Regardless, Anthony will likely play on Sunday, and Woodson will ride that bum shoulder into dust. And if the game is close in the fourth quarter, he will order the other four guys to clear out and order Melo to shoot a 30-foot jumper with only his left hand, if necessary. He knows no other way.

Believe it or not, the Knicks aren't simply a one-man offense. Since that fateful Bargnani injury, New York is eighth in the league in team field-goal percentage and fourth in team three-point percentage. There are other players on this team who can hit open shots.

The real hope for this club lies with new president of basketball operations Phil Jackson. The former coach is known to be a passionate advocate of the triangle offense, per NJ.com's Dave D'Alessandro:

Jackson said he won’t insist on his next coach using it, but if there’s anything that brings out his dogmatic side, it’s the triangle.

“I like a method,” he said, flatly.

While the triangle is rarely used in the modern NBA, Indiana Pacers coach Frank Vogel says teams still use some of the key principles, per D'Alessandro:

Obviously, Phil perfected it, and others have tried and failed. I’ve had extensive conversations with Brian Shaw, and even though teams don’t (use) a triangle, there are triangle concepts in every offense -- the spacing, cutting, it’s a part of our package. We just don’t call it the triangle.

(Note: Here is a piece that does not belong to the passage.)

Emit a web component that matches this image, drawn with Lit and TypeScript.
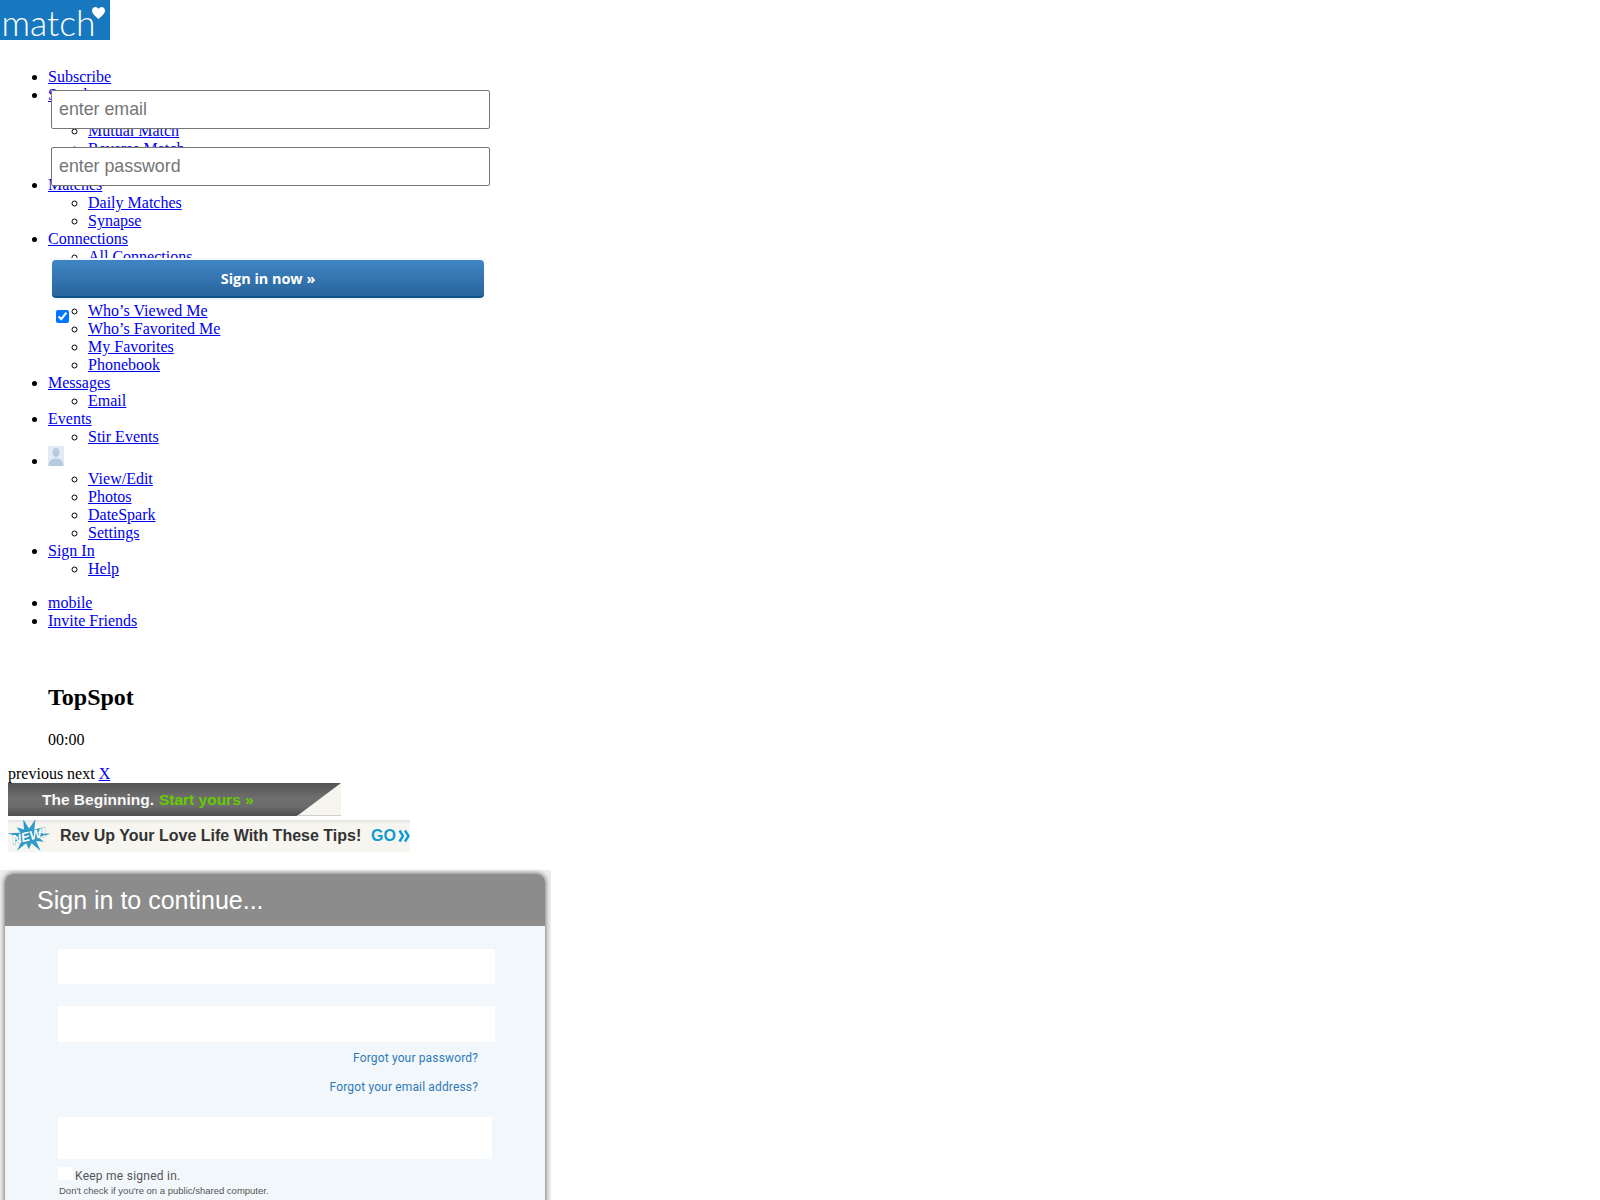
import { LitElement, html, css, svg } from "lit";
import { customElement } from "lit/decorators.js";

type Item = { label: string; avatar?: boolean; children?: string[] };

const NAV: Item[] = [
  { label: "Subscribe" },
  { label: "Search", children: ["Basic Search", "Mutual Match", "Reverse Match", "Username"] },
  { label: "Matches", children: ["Daily Matches", "Synapse"] },
  {
    label: "Connections",
    children: ["All Connections", "Received", "Sent", "Who’s Viewed Me", "Who’s Favorited Me", "My Favorites", "Phonebook"],
  },
  { label: "Messages", children: ["Email"] },
  { label: "Events", children: ["Stir Events"] },
  { label: "", avatar: true, children: ["View/Edit", "Photos", "DateSpark", "Settings"] },
  { label: "Sign In", children: ["Help"] },
];

const starPoints = Array.from({ length: 22 }, (_, i) => {
  const a = (i * Math.PI) / 11 - Math.PI / 2 + 0.3;
  const r = i % 2 ? 9.5 : i % 4 === 0 ? 22 : 16.5;
  return `${(21 + r * Math.cos(a)).toFixed(1)},${(16 + r * 0.8 * Math.sin(a)).toFixed(1)}`;
}).join(" ");

@customElement("app-root")
export class AppRoot extends LitElement {
  static styles = css`
    :host {
      display: block;
      position: relative;
      height: 1200px;
      overflow: hidden;
      font-family: "Liberation Serif", serif;
      font-size: 16px;
      color: #000;
      background: #fff;
    }
    a { color: #0000ee; text-decoration: underline; }
    .logo {
      width: 110px;
      height: 40px;
      background: #1878bf;
      display: block;
      overflow: visible;
    }
    ul { margin: 0; padding-left: 40px; }
    ul.main, ul.extra { padding-left: 48px; }
    .main { margin-top: 28px; }
    .sub { list-style: circle; }
    .extra { margin-top: 16px; }
    .avatar { display: inline-block; }
    .body { padding-left: 48px; }
    h2 { font-size: 24px; margin: 54px 0 20px; line-height: 27px; }
    .time { margin: 0 0 16px; line-height: 18px; }
    .pager { padding-left: 8px; line-height: 18px; }
    .banner-a {
      margin-left: 8px;
      width: 333px;
      height: 33px;
      background: linear-gradient(#545454, #6e6e6e 45%, #6c6c6c 70%, #4f4f4f);
      position: relative;
      display: flex;
      align-items: center;
      padding-left: 34px;
      box-sizing: border-box;
      font: bold 15.5px "Liberation Sans", sans-serif;
      color: #f8f8f8;
      gap: 5px;
      white-space: nowrap;
    }
    .corner { position: absolute; right: 0; top: 0; }
    .green { color: #66cc00; }
    .banner-b {
      margin: 4px 0 0 8px;
      width: 402px;
      height: 32px;
      background: linear-gradient(#e2e2e0, #f7f5ef 4px);
      display: flex;
      align-items: center;
      font: bold 16px "Liberation Sans", sans-serif;
      color: #333;
      white-space: nowrap;
    }
    .star { flex: none; margin-right: 10px; }
    .go { color: #109bd1; margin-left: auto; }
    .chev { margin: 0 0 0 2px; flex: none; }
    .dialog {
      margin-top: 18px;
      width: 551px;
      height: 330px;
      background: #ececec;
      padding: 4px 6px 0 5px;
      box-sizing: border-box;
      font-family: "Liberation Sans", sans-serif;
    }
    .card {
      height: 400px;
      border-radius: 8px 8px 0 0;
      background: #f2f7fb;
      box-shadow: 0 0 4px 1px #7d7d7d;
    }
    .head {
      height: 52px;
      background: #8c8c8c;
      border-radius: 8px 8px 0 0;
      color: #fff;
      font-size: 25px;
      line-height: 52px;
      padding-left: 32px;
    }
    .fields { padding: 23px 0 0 53px; display: flex; flex-direction: column; }
    .field { background: #fff; width: 437px; height: 35px; }
    .field.two { margin-top: 22px; height: 36px; }
    .link {
      width: 420px;
      text-align: right;
      font: 12px/14px Roboto, sans-serif;
      color: #2f7ab8;
      text-decoration: none;
      letter-spacing: 0.15px;
      display: block;
    }
    .link.first { margin-top: 9px; }
    .link.second { margin-top: 15px; }
    .submit { background: #fff; width: 434px; height: 42px; margin-top: 23px; }
    .keep {
      margin-top: 8px;
      display: flex;
      align-items: flex-start;
      gap: 2px;
      font: 12px/14px Roboto, sans-serif;
      color: #555;
      letter-spacing: 0.25px;
    }
    .keep span.box { width: 15px; height: 13px; background: #fff; display: block; }
    .keep span.lbl { margin-top: 2px; }
    .hint { font-size: 9.5px; line-height: 12px; color: #555; margin: 2px 0 0 1px; }
    .overlay {
      position: absolute;
      left: 51px;
      top: 90px;
      width: 439px;
      display: flex;
      flex-direction: column;
    }
    .overlay input.text {
      height: 39px;
      width: 439px;
      box-sizing: border-box;
      border: 1px solid #767676;
      border-radius: 2px;
      padding: 0 7px;
      font: 17.8px "Liberation Sans", sans-serif;
      background: #fff;
      margin: 0;
    }
    .overlay input.text + input.text { margin-top: 18px; }
    .overlay input.text::placeholder { color: #757575; opacity: 1; }
    .btn-wrap {
      margin-top: 72px;
      width: 434px;
      padding: 2px 1px;
      box-sizing: border-box;
      background: #f4f8fc;
    }
    .btn {
      display: block;
      width: 100%;
      height: 38px;
      border: 0;
      border-bottom: 2px solid #0e5488;
      border-radius: 4px;
      background: linear-gradient(#3f85c5, #2a659c);
      color: #fff;
      font: bold 14.4px "Open Sans", sans-serif;
      padding: 0;
    }
    .overlay input.check { margin: 10px 0 0 5px; width: 13px; height: 13px; align-self: flex-start; }
  `;

  private logo() {
    return html`<svg class="logo" viewBox="0 0 110 40" role="img" aria-label="match">
      <rect width="110" height="40" fill="#1878bf"></rect>
      <text x="1.5" y="36" font-family="Lato, sans-serif" font-weight="300" font-size="36" fill="#fff" textLength="94" lengthAdjust="spacingAndGlyphs">match</text>
      <path d="M98.5 19 C95 16 92 13.5 92 10.5 C92 8 94 7 95.5 7 C97 7 98 8 98.5 9 C99 8 100 7 101.5 7 C103 7 105 8 105 10.5 C105 13.5 102 16 98.5 19 Z" fill="#fff"></path>
    </svg>`;
  }

  private avatar() {
    return html`<svg class="avatar" width="16" height="20" viewBox="0 0 16 20">
      <rect width="16" height="20" fill="#e2eaf3"></rect>
      <ellipse cx="8" cy="6.5" rx="3.4" ry="4.4" fill="#b6c9de"></ellipse>
      <path d="M0.5 20 C0.5 15 3 14 6 12.5 L10 12.5 C13 14 15.5 15 15.5 20 Z" fill="#b6c9de"></path>
    </svg>`;
  }

  render() {
    return html`
      ${this.logo()}
      <ul class="main">
        ${NAV.map(
          (n) => html`<li>
            ${n.avatar ? html`<a href="#">${this.avatar()}</a>` : html`<a href="#">${n.label}</a>`}
            ${n.children
              ? html`<ul class="sub">${n.children.map((c) => html`<li><a href="#">${c}</a></li>`)}</ul>`
              : ""}
          </li>`
        )}
      </ul>
      <ul class="extra">
        <li><a href="#">mobile</a></li>
        <li><a href="#">Invite Friends</a></li>
      </ul>
      <div class="body">
        <h2>TopSpot</h2>
        <p class="time">00:00</p>
      </div>
      <div class="pager">previous next <a href="#">X</a></div>
      <div class="banner-a">
        <span>The Beginning.</span><span class="green">Start yours »</span>
        <svg class="corner" width="44" height="33" viewBox="0 0 44 33">
          <path d="M44 0 L44 33 L0 33 Z" fill="#f7f5ef"></path>
          <path d="M0 32.5 L44 32.5" stroke="#cfcfcf"></path>
        </svg>
      </div>
      <div class="banner-b">
        <svg class="star" width="42" height="32" viewBox="0 0 42 32">
          <polygon points=${starPoints} fill="#2f9bc9"></polygon>
          ${svg`<text x="21" y="20.5" text-anchor="middle" transform="rotate(-14 21 16)" font-family="Liberation Sans, sans-serif" font-style="italic" font-weight="bold" font-size="13" fill="#fff" stroke="#1d7dab" stroke-width="0.5" paint-order="stroke">NEW!</text>`}
        </svg>
        <span>Rev Up Your Love Life With These Tips!</span>
        <span class="go">GO</span>
        <svg class="chev" width="12" height="14" viewBox="0 0 12 14">
          <path d="M1.5 1.5 L5 7 L1.5 12.5 M7 1.5 L10.5 7 L7 12.5" fill="none" stroke="#109bd1" stroke-width="2.4"></path>
        </svg>
      </div>
      <div class="dialog">
        <div class="card">
          <div class="head">Sign in to continue...</div>
          <div class="fields">
            <div class="field"></div>
            <div class="field two"></div>
            <a class="link first" href="#">Forgot your password?</a>
            <a class="link second" href="#">Forgot your email address?</a>
            <div class="submit"></div>
            <div class="keep"><span class="box"></span><span class="lbl">Keep me signed in.</span></div>
            <div class="hint">Don't check if you're on a public/shared computer.</div>
          </div>
        </div>
      </div>
      <form class="overlay">
        <input class="text" type="text" placeholder="enter email" />
        <input class="text" type="password" placeholder="enter password" />
        <div class="btn-wrap"><button class="btn" type="button">Sign in now »</button></div>
        <input class="check" type="checkbox" checked />
      </form>
    `;
  }
}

Regardless of what you call it, Jackson and Vogel are referring to a structured offensive system. And that is what the Knicks have sorely lacked in crunch time this season. Their coach has become obsessed with late-game isolation plays, and it will probably cost them a chance at the postseason.

If Phil Jackson can convince Carmelo Anthony to stay in New York, and Woodson's successor installs a system not totally reliant on iso-Melo, the Knicks should see a dramatic turnaround in their late-game fortunes.

 

All statistics courtesy of stats.nba.com unless otherwise noted.